The overfed “ox,” of course, is the race industry and its enablers in the federal Leviathan. It’s understandable why these grievance-mongers want to deflect attention away from Ryan’s message. Since the rise of identity politics and anti-poverty programs in the 60s, the plight of the black underclass has worsened, even as the self-selected race tribunes––professors, “activists,” lobbyists, government employees, celebrities, politicians––have flourished. Given that the moral capital financing the race industry comes from the misery and suffering of underclass blacks, race-grievance entrepreneurs must ward off solutions to those problems that challenge the narrative justifying their own power.

That narrative is simple: white racism explains the epidemic of black-on-black murder, children without fathers, lack of education, and dependence on the government dole. Since Klan-style racist violence and Jim Crow legal racism have disappeared, “racism” has to be redefined in ever more subtle manifestations like “institutional racism.” The best example of this scam is the “disparate impact” standard for identifying racism, a favorite of the current Department of Justice. By this metric, a mere statistical imbalance in minority participation in car loans or home mortgages is a sign of racism even if no intent can be proven or even identified. This kind of thinking led to the federal regulations pressuring lenders to lower qualifying standards for home loans, which was a major factor in the housing bubble and the ensuing Great Recession of 2008. The hysteria over “profiling” is another example of this racialist voodoo. Even if a group is overrepresented among perpetrators of a crime, identifying suspects from that group when such a crime occurs is automatically racist.
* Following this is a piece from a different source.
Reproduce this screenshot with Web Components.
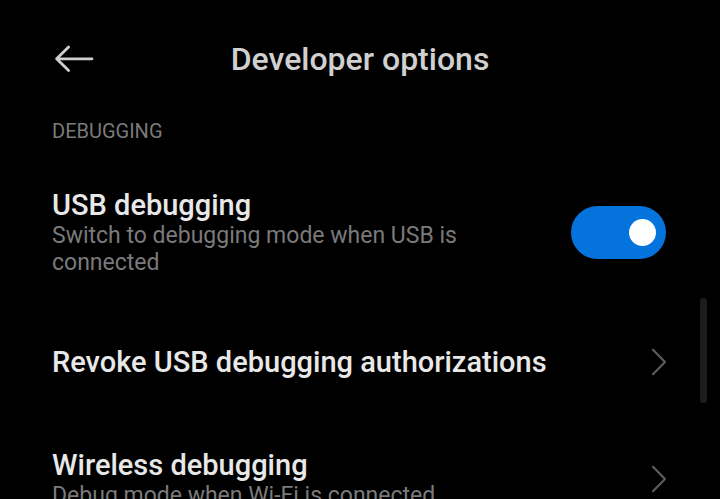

The biggest victims of the narrative, of course, are those minorities who bear the brunt of the misguided programs and illiberal ideologies that buttress the race industry. The some 80 anti-poverty programs have created well-paying federal and state jobs for bureaucrats and enriched public employee unions, at the same time they reward dysfunctional behavior and punish the hardworking. Rather than gaining the self-respect and sense of achievement that comes from earning one’s daily bread by one’s own efforts, the clients of what Robert Woodson calls the “poverty-industrial complex” are kept mired in dependence, the passive recipients of largess from above, traumatized victims who, like children, must be taken care of by somebody more capable. In short, their inferiority is institutionalized by government social welfare agencies, and rationalized by the “white racism” narrative that excuses bad behavior and absolves those indulging it of all responsibility. Meanwhile the public employee unions deliver millions in campaign contributions to the politicians that work night and day maintaining and expanding these programs, despite their 70-year record of worsening the problems they have spent trillions of tax-payer dollars attempting to solve.
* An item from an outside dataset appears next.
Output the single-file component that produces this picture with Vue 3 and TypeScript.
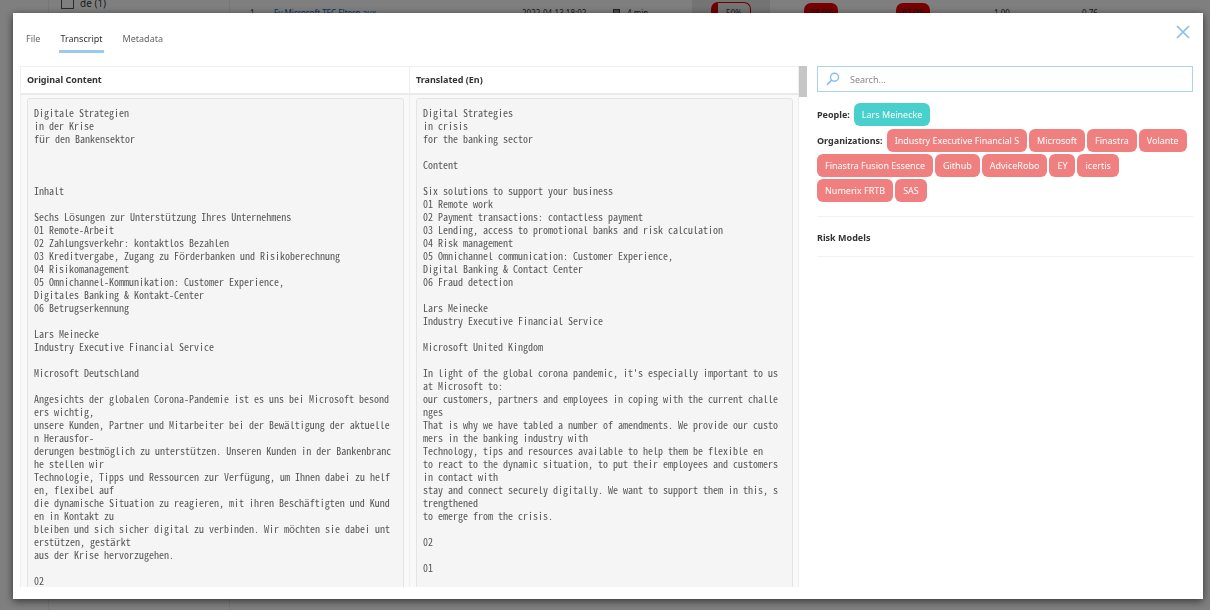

Yet the identity politics at the heart of the narrative is even more destructive because it is more insidious. At the same time that civil rights legislation and the dismantling of de jure segregation were achieved––clearing away the impediments to access to the opportunities created by the post-war expanding economy and shifting social mores––a new de facto segregation appeared in the promotion of an illiberal “black identity” the essence of which was separate and distinct from that of white people. This mythic identity embodied old cultural-Marxist critiques of the soul-killing, inhibited, sexually repressive, “air-conditioned nightmare” of white middle class American life, fused with race-hatred and the sick glamor of revolutionary violence. Elite left-wing whites enthusiastically embraced the version of black identity, for they despised a middle class they had long characterized as rubes and squares inferior to the cultural mandarins safely ensconced in tony neighborhoods and prestigious professions into which black street-rebels rarely ventured. The problem, of course, is that the virtues and habits needed for success––delayed gratification, self-control of appetite, self-discipline, and education in the skills and mores valued by the larger culture––were stigmatized as “acting white” and the acts of race betrayal.
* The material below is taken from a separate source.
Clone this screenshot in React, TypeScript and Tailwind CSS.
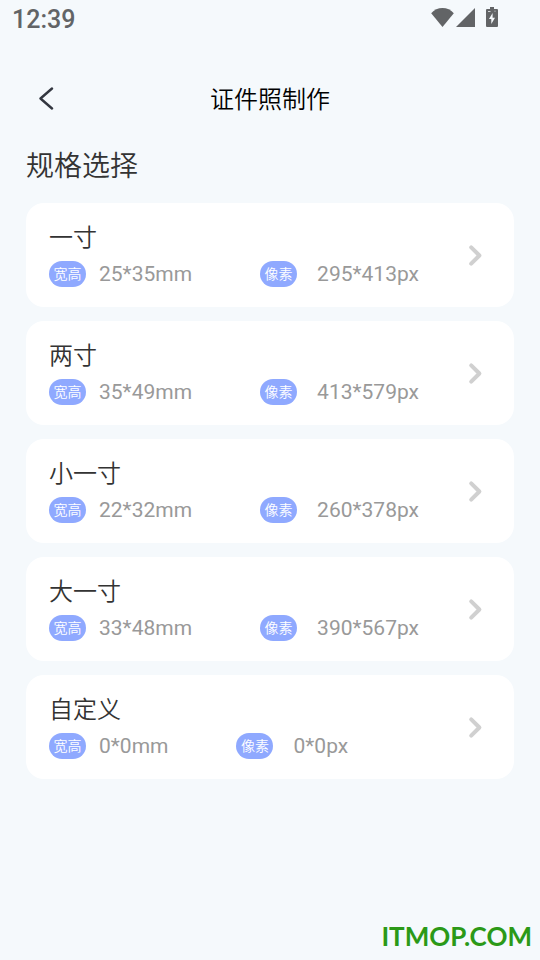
interface PhotoSize {
  name: string;
  size: string;
  pixels: string;
}

const sizes: PhotoSize[] = [
  { name: "一寸", size: "25*35mm", pixels: "295*413px" },
  { name: "两寸", size: "35*49mm", pixels: "413*579px" },
  { name: "小一寸", size: "22*32mm", pixels: "260*378px" },
  { name: "大一寸", size: "33*48mm", pixels: "390*567px" },
  { name: "自定义", size: "0*0mm", pixels: "0*0px" },
];

function StatusBar() {
  return (
    <div className="flex h-10 items-start justify-between pt-1 pr-10 pl-3 text-[#626466]">
      <span className="text-[25px] leading-8 font-medium">12:39</span>
      <div className="flex items-center pt-[2px]">
        <svg className="h-6 w-7" viewBox="0 0 28 24" fill="currentColor">
          <path d="M14.5 21 L3.2 7.2 C6 3.8 10.2 2 14.5 2 s8.5 1.8 11.3 5.2 Z" />
        </svg>
        <svg className="h-6 w-6" viewBox="0 0 24 24" fill="currentColor">
          <path d="M0 21 H19 V2 Z" />
        </svg>
        <svg className="ml-1 h-6 w-4" viewBox="0 0 16 24" fill="currentColor">
          <path
            fillRule="evenodd"
            d="M6 1 h4 v2 h3 a1 1 0 0 1 1 1 v16 a1 1 0 0 1 -1 1 H3 a1 1 0 0 1 -1 -1 V4 a1 1 0 0 1 1 -1 h3 Z M4 5.2 v.7 h2.5 v-.7 Z M10.5 4.8 v.7 h1 v-.7 Z M8.6 7 L5 13 h2.3 v5 L11 11.8 H8.6 Z"
          />
        </svg>
      </div>
    </div>
  );
}

function Badge({ children }: { children: string }) {
  return (
    <span className="flex h-[26px] w-[37px] shrink-0 items-center justify-center rounded-full bg-[#8fa9ff] pb-px text-sm font-[350] text-white">
      {children}
    </span>
  );
}

function SizeCard({ item }: { item: PhotoSize }) {
  return (
    <button
      type="button"
      className="flex h-[104px] w-full items-center justify-between rounded-[18px] bg-white pr-[30px] pl-[23px] text-left"
    >
      <span className="flex flex-col gap-[5px] pb-[3px]">
        <span className="text-2xl leading-9 font-[350] text-[#333333]">{item.name}</span>
        <span className="flex h-[26px] items-center text-[21px] leading-[26px] text-[#999999]">
          <Badge>宽高</Badge>
          <span className="mr-[68px] ml-[13px]">{item.size}</span>
          <Badge>像素</Badge>
          <span className="ml-5">{item.pixels}</span>
        </span>
      </span>
      <svg
        className="h-6 w-4"
        viewBox="0 0 16 24"
        fill="none"
        stroke="#d0d0d0"
        strokeWidth="4"
        strokeLinecap="round"
        strokeLinejoin="round"
      >
        <path d="M3.2 4.3 L11.4 12.5 L3.2 20.7" />
      </svg>
    </button>
  );
}

export default function App() {
  return (
    <div className="flex min-h-screen flex-col bg-[#f5f9fc] font-['Roboto','Noto_Sans_CJK_SC',sans-serif]">
      <StatusBar />
      <header className="grid h-[102px] grid-cols-[1fr_auto_1fr] items-center px-[26px] pt-4">
        <button type="button" aria-label="返回" className="flex h-10 w-10 items-center justify-center">
          <svg
            className="h-6 w-6"
            viewBox="0 0 24 24"
            fill="none"
            stroke="#333740"
            strokeWidth="2.4"
            strokeLinecap="round"
            strokeLinejoin="round"
          >
            <path d="M18 1.5 L6.5 11.5 L18 21.5" />
          </svg>
        </button>
        <h1 className="pt-[2px] text-2xl font-[350] text-black">证件照制作</h1>
      </header>
      <main className="flex-1 px-[26px] pt-1">
        <h2 className="text-[28px] leading-[42px] font-[350] text-[#333333]">规格选择</h2>
        <ul className="mt-[15px] flex flex-col gap-[14px]">
          {sizes.map((item) => (
            <li key={item.name}>
              <SizeCard item={item} />
            </li>
          ))}
        </ul>
      </main>
      <footer className="px-2 pb-[6px] text-right font-['Lato',sans-serif] text-[26px] leading-9 font-bold text-[#2b9917]">
        ITMOP.COM
      </footer>
    </div>
  );
}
Worse yet, this new identity was in many respects simply the recycling of the old vicious stereotypes racists had used to justify segregation and second-class status for blacks. Those slanders had characterized blacks as less rational, less able to control their impulses of sex and violence, and utterly incapable of the development of mind and character necessary for full inclusion in the dominant culture. Listen to Norman Mailer, in his influential 1957 essay “The White Negro,” reversing the poles of these stereotypes from negative to positive. Scorning bourgeois “conformity and depression,” Mailer admires the black “rebel” and “frontiersman in the Wild West of American night life,” who free of the “sophisticated inhibitions of civilization” lives “in an enormous present,” subsisting “for his Saturday night kicks, relinquishing the pleasures of the mind for the more obligatory pleasures of the body.” The old racist “jungle instincts” had been transformed into black “soul,” and tropes of black inferiority once propagated in every Klan Klavern came to comprise authentic black identity.

For disaffected whites whose social and economic privilege were secure, a black man who dressed like middle-class Americans, spoke like them, and lived by the same codes and virtues became a figure to be mocked and despised, not encouraged and praised. As a result, today comfortable whites enjoy pop-cultural caricatures of black people as glamorous gangsters and rebels who disdain the codes and protocols of respectable society, the very tools necessary for economic advancement. Meanwhile, more blacks are murdered by other blacks in one year than were lynched by racist mobs between 1882 and 1968, more black babies in New York are aborted than are born, nationally black unemployment remains twice as high as white, 1 in 3 black men will go to prison in their lifetime, the black high school graduation rate is 12 points lower than white, black male college graduation rates are nearly 25 points lower than other students––by almost every measure of social and economic well-being from infant mortality to longevity, blacks lag behind whites despite nearly 70 years and trillions of dollars worth of programs that were supposed to improve these dismal statistics.

Rather than rhetorically kill messengers like Paul Ryan, those truly concerned with these problems need to address the genuine racism holding back millions of black people: a dysfunctional culture created by the unholy marriage of government social welfare entitlements and the self-interested identity politics of race hacks.